Chapter 3. Understanding the Acidity of Carboxylic Acids [00:29:23]
Now, we’ve been talking in these last examples of green chemistry about acids and acid derivatives. So let’s talk about them a little more systematically.
First, the acidity of our CO2H, of a carboxylic acid. You remember that the pKa of a normal carboxylic acid is between 4 and 5, like butyric acid is 4.8.
Now let’s look at the effect of putting a chlorine in there. So if you put the chlorine in on the terminal carbon, it hardly changes the pKa at all, just by 0.3 units. If you move it a little bit closer to the carboxylic acid, it’s 4.1, and if you move it as close as possible to the carboxylic acid, now it makes a real difference. 2.8.

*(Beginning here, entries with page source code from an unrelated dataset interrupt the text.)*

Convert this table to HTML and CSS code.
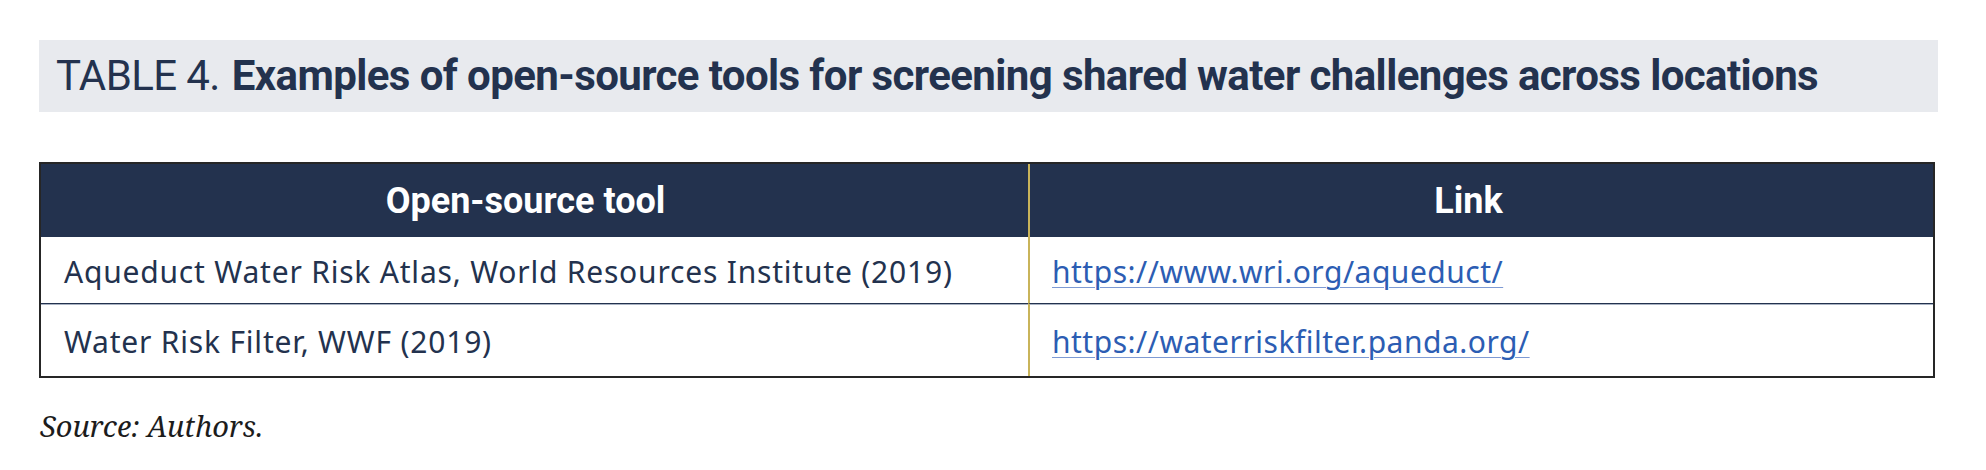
FILE: index.html
```html
<!DOCTYPE html>
<html lang="en">
<head>
<meta charset="utf-8">
<title>Table 4</title>
<link rel="stylesheet" href="styles.css">
</head>
<body>
<div class="page">
  <h2 class="caption"><span class="caption-num">TABLE 4.</span> <span class="caption-title">Examples of open-source tools for screening shared water challenges across locations</span></h2>
  <div class="tbl">
    <div class="th">Open-source tool</div>
    <div class="th th-link">Link</div>
    <div class="td row1">Aqueduct Water Risk Atlas, World Resources Institute (2019)</div>
    <div class="td td-link row1"><a href="#">https://www.wri.org/aqueduct/</a></div>
    <div class="td row2">Water Risk Filter, WWF (2019)</div>
    <div class="td td-link row2"><a href="#">https://waterriskfilter.panda.org/</a></div>
  </div>
  <p class="source">Source: Authors.</p>
</div>
</body>
</html>
```
FILE: styles.css
```css
html, body {
  margin: 0;
  padding: 0;
  background: #ffffff;
}

.page {
  padding: 40px 48px 0 39px;
  color: #23324e;
}

.caption {
  margin: 0;
  width: 1899px;
  height: 72px;
  box-sizing: border-box;
  background: #e8eaee;
  padding: 0 0 0 17px;
  display: flex;
  align-items: center;
  font-family: Roboto, "Liberation Sans", sans-serif;
  font-size: 42px;
  line-height: 1;
  letter-spacing: -0.6px;
  color: #23324e;
  white-space: nowrap;
}

.caption-num {
  font-weight: 400;
  margin-right: 12px;
}

.caption-title {
  font-weight: 700;
}

.tbl {
  margin-top: 50px;
  width: 1896px;
  box-sizing: border-box;
  border: 2px solid #262626;
  display: grid;
  grid-template-columns: 987px 1fr;
  grid-template-rows: 73px 66px 73px;
}

.th {
  background: #23324e;
  color: #ffffff;
  font-family: Roboto, "Liberation Sans", sans-serif;
  font-weight: 700;
  font-size: 36px;
  display: flex;
  align-items: center;
  justify-content: center;
  padding-right: 18px;
}

.th-link {
  border-left: 2px solid #c9b45a;
  padding-right: 26px;
}

.td {
  display: flex;
  align-items: center;
  padding-left: 23px;
  font-family: "Noto Sans", "Open Sans", sans-serif;
  font-size: 30px;
  letter-spacing: 0.8px;
  color: #23324e;
  white-space: nowrap;
}

.td-link {
  border-left: 2px solid #c9b45a;
  padding-left: 22px;
  letter-spacing: 0.5px;
}

.td a {
  color: #2c5db3;
  text-decoration: underline;
  text-decoration-color: #7d9ad4;
  text-decoration-thickness: 1px;
  text-underline-offset: 4px;
}

.row1 {
  padding-top: 2px;
}

.row2 {
  border-top: 1px solid #23324e;
  box-shadow: inset 0 1px 0 #a9b2c2;
  padding-top: 2px;
}

.source {
  margin: 33px 0 0 1px;
  font-family: "Noto Serif", "Liberation Serif", serif;
  font-style: italic;
  font-size: 29px;
  line-height: 1;
  color: #1c1c1c;
}
```
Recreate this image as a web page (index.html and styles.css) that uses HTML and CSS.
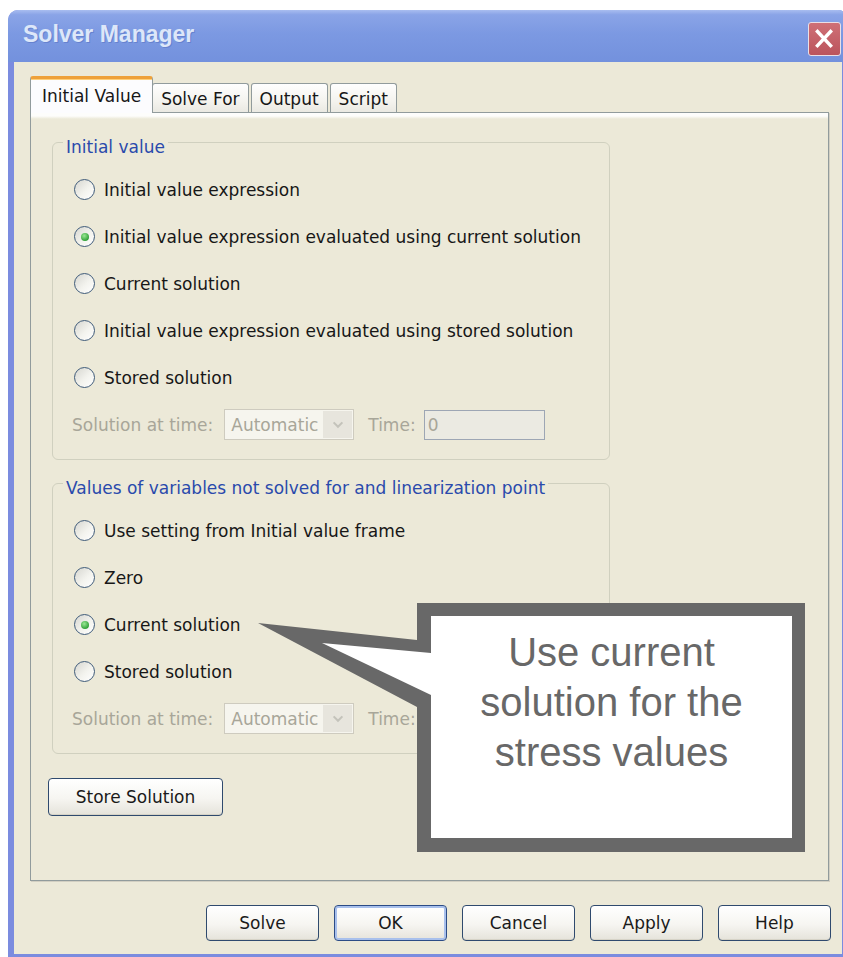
FILE: index.html
```html
<!DOCTYPE html>
<html lang="en">
<head>
<meta charset="utf-8">
<title>Solver Manager</title>
<link rel="stylesheet" href="styles.css">
</head>
<body>
<div class="window">
  <div class="titlebar">
    <span class="title">Solver Manager</span>
    <span class="close" aria-label="Close">
      <svg viewBox="0 0 33 34" width="31" height="32"><path d="M9 9 L23 24 M23 9 L9 24" stroke="#fff" stroke-width="3.6" stroke-linecap="square"/></svg>
    </span>
  </div>
  <div class="client">
    <div class="tabs">
      <div class="tab active">Initial Value</div>
      <div class="tab">Solve For</div>
      <div class="tab">Output</div>
      <div class="tab">Script</div>
    </div>
    <div class="panel">
      <div class="group">
        <div class="caption">Initial value</div>
        <div class="row"><span class="radio"></span>Initial value expression</div>
        <div class="row"><span class="radio on"></span>Initial value expression evaluated using current solution</div>
        <div class="row"><span class="radio"></span>Current solution</div>
        <div class="row"><span class="radio"></span>Initial value expression evaluated using stored solution</div>
        <div class="row"><span class="radio"></span>Stored solution</div>
        <div class="row disabled">
          <span>Solution at time:</span>
          <span class="combo"><span class="combo-text">Automatic</span><span class="combo-btn"><svg viewBox="0 0 16 16" width="14" height="14"><path d="M3 5 L8 10 L13 5" fill="none" stroke="#c4c3bb" stroke-width="2.4"/></svg></span></span>
          <span class="time-label">Time:</span>
          <span class="field">0</span>
        </div>
      </div>
      <div class="group">
        <div class="caption">Values of variables not solved for and linearization point</div>
        <div class="row"><span class="radio"></span>Use setting from Initial value frame</div>
        <div class="row"><span class="radio"></span>Zero</div>
        <div class="row"><span class="radio on"></span>Current solution</div>
        <div class="row"><span class="radio"></span>Stored solution</div>
        <div class="row disabled">
          <span>Solution at time:</span>
          <span class="combo"><span class="combo-text">Automatic</span><span class="combo-btn"><svg viewBox="0 0 16 16" width="14" height="14"><path d="M3 5 L8 10 L13 5" fill="none" stroke="#c4c3bb" stroke-width="2.4"/></svg></span></span>
          <span class="time-label">Time:</span>
          <span class="field">0</span>
        </div>
      </div>
      <button class="btn store" type="button">Store Solution</button>
    </div>
    <div class="actions">
      <button class="btn" type="button">Solve</button>
      <button class="btn default" type="button">OK</button>
      <button class="btn" type="button">Cancel</button>
      <button class="btn" type="button">Apply</button>
      <button class="btn" type="button">Help</button>
    </div>
  </div>
</div>

<div class="callout">
  <svg width="547" height="249" viewBox="0 0 547 249">
    <polygon class="callout-frame" points="159,0 547,0 547,249 159,249 159,104 0,20 159,37"/>
    <polygon class="callout-fill" points="173,13 534,13 534,235 173,235 173,92 64,40 173,50"/>
  </svg>
  <p class="callout-text">Use current<br>solution for the<br>stress values</p>
</div>
</body>
</html>
```

FILE: styles.css
```css
* {
  box-sizing: border-box;
}

html,
body {
  margin: 0;
  padding: 0;
}

body {
  position: relative;
  width: 843px;
  height: 957px;
  overflow: hidden;
  background: #ffffff;
  font-family: "DejaVu Sans", "Noto Sans", sans-serif;
  font-size: 17px;
  color: #171717;
}

/* window frame */
.window {
  margin: 10px 0 0 8px;
  width: 840px;
  border-radius: 10px 10px 0 0;
  background: #7b8cdf;
  overflow: hidden;
}

.titlebar {
  height: 52px;
  display: flex;
  align-items: center;
  justify-content: space-between;
  padding: 0 7px 0 15px;
  background: linear-gradient(#a9bdf0 0, #8aa4e7 9%, #7c99e2 45%, #7391dd 100%);
}

.title {
  font-family: "Liberation Sans", Arial, sans-serif;
  font-weight: bold;
  font-size: 23px;
  color: #dde7f9;
  text-shadow: 1px 1px 0 #6682cf;
  margin-top: -3px;
}

.close {
  width: 33px;
  height: 34px;
  margin-top: 5px;
  border: 1px solid #eadfe6;
  border-radius: 3px;
  background: linear-gradient(#cf7076, #bb545d);
  display: flex;
  align-items: center;
  justify-content: center;
}

.client {
  margin: 0 6px 3px;
  height: 892px;
  background: #ece9d8;
  padding: 14px 0 0 16px;
}

/* tab strip */
.tabs {
  display: flex;
  align-items: flex-end;
  height: 37px;
  margin-bottom: -1px;
}

.tab {
  height: 30px;
  padding: 0 8px;
  border: 1px solid #919b9c;
  border-bottom: 0;
  border-radius: 3px 3px 0 0;
  background: linear-gradient(#fefefe, #f4f3ee 60%, #e9e8e1);
  display: flex;
  align-items: center;
  margin-right: 2px;
  white-space: nowrap;
}

.tab.active {
  position: relative;
  z-index: 2;
  height: 37px;
  padding: 0 11px;
  margin-right: -1px;
  background: #fcfcfe;
  border-top: 3px solid #eea13a;
  box-shadow: inset 0 1px 0 #ffd07a;
}

.panel {
  position: relative;
  width: 799px;
  height: 769px;
  border: 1px solid #919b9c;
  background: linear-gradient(#fdfdfb 0, #fdfdfb 3px, #ece9d8 6px);
  padding: 29px 0 0 21px;
  box-shadow: 1px 1px 0 #d2cfc2;
}

/* group boxes */
.group {
  width: 558px;
  border: 1px solid #d0d0bf;
  border-radius: 6px;
  padding: 0 0 11px 21px;
}

.group + .group {
  margin-top: 23px;
}

.caption {
  width: fit-content;
  height: 20px;
  line-height: 20px;
  margin: -6px 0 9px -11px;
  padding: 0 3px;
  background: #ece9d8;
  color: #2a4aac;
  white-space: nowrap;
}

.row {
  display: flex;
  align-items: center;
  height: 47px;
  white-space: nowrap;
}

.radio {
  flex: none;
  width: 21px;
  height: 21px;
  margin-right: 9px;
  border-radius: 50%;
  border: 1px solid #3f5b7a;
  background: linear-gradient(135deg, #d6d6d0, #f3f3ee 55%, #ffffff);
  display: flex;
  align-items: center;
  justify-content: center;
}

.radio.on::after {
  content: "";
  width: 8px;
  height: 8px;
  border-radius: 50%;
  background: radial-gradient(circle at 40% 35%, #9ae894, #33a23a 70%);
}

.row.disabled {
  margin-left: -2px;
  color: #a8a699;
}

.combo {
  display: flex;
  align-items: center;
  width: 130px;
  height: 31px;
  margin-left: 11px;
  border: 1px solid #cecbbf;
  background: #f6f5ee;
}

.combo-text {
  flex: 1;
  padding-left: 6px;
}

.combo-btn {
  width: 29px;
  height: 27px;
  margin-right: 1px;
  background: #e7e5dd;
  display: flex;
  align-items: center;
  justify-content: center;
}

.time-label {
  margin-left: 14px;
}

.field {
  display: flex;
  align-items: center;
  width: 121px;
  height: 30px;
  margin-left: 8px;
  padding-left: 3px;
  border: 1px solid #9da6b4;
  background: #ebeae2;
}

/* push buttons */
.btn {
  font: inherit;
  color: #1a1a1a;
  height: 37px;
  padding: 0;
  border: 1px solid #2f4a6e;
  border-radius: 4px;
  background: linear-gradient(#ffffff, #f6f5f1 55%, #e5e3da);
  box-shadow: inset 0 -1px 0 #d6d3c7;
}

.btn.store {
  display: block;
  width: 175px;
  height: 38px;
  margin: 24px 0 0 -4px;
}

.actions {
  display: flex;
  justify-content: flex-end;
  gap: 15px;
  margin: 24px 11px 0 0;
}

.actions .btn {
  width: 113px;
  height: 36px;
}

.btn.default {
  border-color: #2c4c86;
  box-shadow: inset 0 0 0 2px #a8c0ec;
}

/* annotation bubble laid over the dialog */
.callout {
  position: absolute;
  left: 258px;
  top: 603px;
  width: 547px;
  height: 249px;
}

.callout svg {
  position: absolute;
  left: 0;
  top: 0;
}

.callout-frame {
  fill: #686868;
}

.callout-fill {
  fill: #ffffff;
}

.callout-text {
  position: absolute;
  left: 173px;
  top: 13px;
  width: 361px;
  margin: 0;
  padding-top: 11px;
  text-align: center;
  font-family: "Liberation Sans", Arial, sans-serif;
  font-size: 40px;
  line-height: 50px;
  color: #686868;
}
```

What is it that the chlorine is doing?
Student: It’s electron withdrawing?
Professor J. Michael McBride: So it’s electron withdrawing. And how does that help?
Student: It makes the H come off.
Professor J. Michael McBride: And how does it make the H come off?
Student: By reducing the bond strength.
Professor J. Michael McBride: Why does it reduce the bond strength? You know, actually, I bet that’s not true. I bet it doesn’t reduce the bond strength. The bond strength is the kind of thing that Professor Ellison talked about last time. Breaking a bond to give two– people laugh already. I just mentioned his name, and they laugh. OK? You break the body and you get two free radicals.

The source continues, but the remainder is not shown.